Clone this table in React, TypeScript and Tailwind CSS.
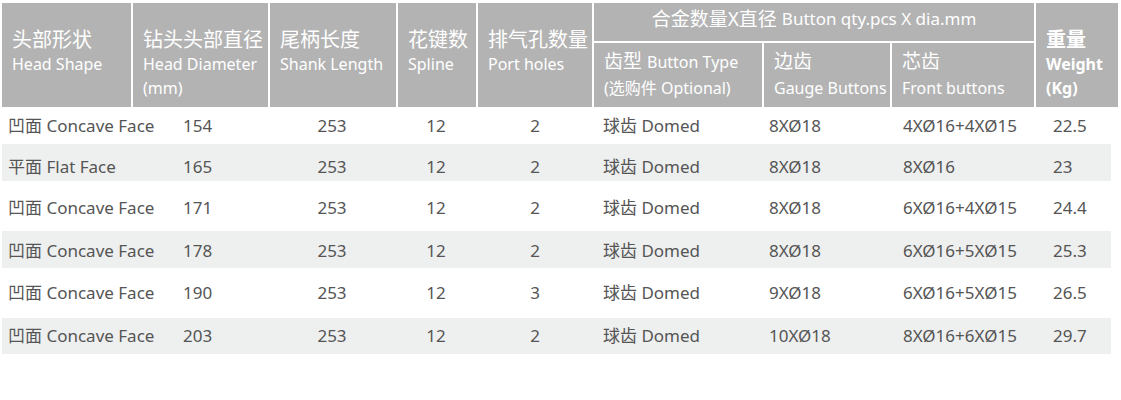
import React from "react"

const FONT = { fontFamily: '"Noto Sans", "Noto Sans CJK SC", sans-serif' }

type Row = {
  shape: string
  dia: string
  shank: string
  spline: string
  port: string
  type: string
  gauge: string
  front: string
  weight: string
  cls: string
}

const rows: Row[] = [
  { shape: "凹面 Concave Face", dia: "154", shank: "253", spline: "12", port: "2", type: "球齿 Domed", gauge: "8XØ18", front: "4XØ16+4XØ15", weight: "22.5", cls: "h-[37px]" },
  { shape: "平面 Flat Face", dia: "165", shank: "253", spline: "12", port: "2", type: "球齿 Domed", gauge: "8XØ18", front: "8XØ16", weight: "23", cls: "h-[37px] pt-[8px] bg-[#eeefef]" },
  { shape: "凹面 Concave Face", dia: "171", shank: "253", spline: "12", port: "2", type: "球齿 Domed", gauge: "8XØ18", front: "6XØ16+4XØ15", weight: "24.4", cls: "h-[50px] pt-[3px]" },
  { shape: "凹面 Concave Face", dia: "178", shank: "253", spline: "12", port: "2", type: "球齿 Domed", gauge: "8XØ18", front: "6XØ16+5XØ15", weight: "25.3", cls: "h-[37px] pt-[3px] bg-[#eeefef]" },
  { shape: "凹面 Concave Face", dia: "190", shank: "253", spline: "12", port: "3", type: "球齿 Domed", gauge: "9XØ18", front: "6XØ16+5XØ15", weight: "26.5", cls: "h-[50px]" },
  { shape: "凹面 Concave Face", dia: "203", shank: "253", spline: "12", port: "2", type: "球齿 Domed", gauge: "10XØ18", front: "8XØ16+6XØ15", weight: "29.7", cls: "h-[36px] bg-[#eeefef]" },
]

function Head({ zh, en, extra, className = "" }: { zh: string; en: string; extra?: string; className?: string }) {
  return (
    <div className={"row-span-2 bg-[#b3b3b3] pl-[10px] pt-[24px] text-white " + className}>
      <div className="text-[20px] leading-[26px]">{zh}</div>
      <div className="text-[16px] leading-[22px]">{en}</div>
      {extra && <div className="mt-[2px] text-[16px] leading-[22px]">{extra}</div>}
    </div>
  )
}

function SubHead({ top, bottom }: { top: React.ReactNode; bottom: React.ReactNode }) {
  return (
    <div className="bg-[#b3b3b3] pl-[10px] pt-[5px] text-white">
      <div className="leading-[26px]">{top}</div>
      <div className="mt-[1px] text-[16px] leading-[24px]">{bottom}</div>
    </div>
  )
}

export default function App() {
  return (
    <div className="h-[400px] w-[1121px] bg-white pl-[2px] pt-[3px]" style={FONT}>
      <div className="grid grid-cols-[129px_135px_126px_78px_114px_168px_126px_142px_82px] grid-rows-[38px_64px] gap-[2px]">
        <Head zh="头部形状" en="Head Shape" />
        <Head zh="钻头头部直径" en="Head Diameter" extra="(mm)" />
        <Head zh="尾柄长度" en="Shank Length" />
        <Head zh="花键数" en="Spline" />
        <Head zh="排气孔数量" en="Port holes" />
        <div className="col-span-3 flex items-center justify-center bg-[#b3b3b3] pb-[6px] text-white">
          <span className="text-[19px]">合金数量X直径</span>
          <span className="ml-[5px] text-[17px]">Button qty.pcs X dia.mm</span>
        </div>
        <Head zh="重量" en="Weight" extra="(Kg)" className="col-start-9 row-start-1 font-bold" />
        <SubHead
          top={
            <>
              <span className="text-[19px]">齿型</span>
              <span className="ml-[5px] text-[16px]">Button Type</span>
            </>
          }
          bottom="(选购件 Optional)"
        />
        <SubHead top={<span className="text-[19px]">边齿</span>} bottom="Gauge Buttons" />
        <SubHead top={<span className="text-[19px]">芯齿</span>} bottom="Front buttons" />
      </div>

      <div className="w-[1109px] text-[17px] text-[#555555]">
        {rows.map((r, i) => (
          <div key={i} className={"flex items-center " + r.cls}>
            <div className="w-[175px] pl-[6px]">{r.shape}</div>
            <div className="w-[88px] pl-[6px]">{r.dia}</div>
            <div className="w-[134px] text-center">{r.shank}</div>
            <div className="w-[74px] text-center">{r.spline}</div>
            <div className="w-[124px] text-center">{r.port}</div>
            <div className="w-[166px] pl-[6px]">{r.type}</div>
            <div className="w-[134px] pl-[6px]">{r.gauge}</div>
            <div className="w-[150px] pl-[6px]">{r.front}</div>
            <div className="flex-1 pl-[6px]">{r.weight}</div>
          </div>
        ))}
      </div>
    </div>
  )
}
------------------------------------
=== Your goal ===
Which lines contain the word "React"? Return each of them.

=== Exercise result ===
Clone this table in React, TypeScript and Tailwind CSS.
import React from "react"
function SubHead({ top, bottom }: { top: React.ReactNode; bottom: React.ReactNode }) {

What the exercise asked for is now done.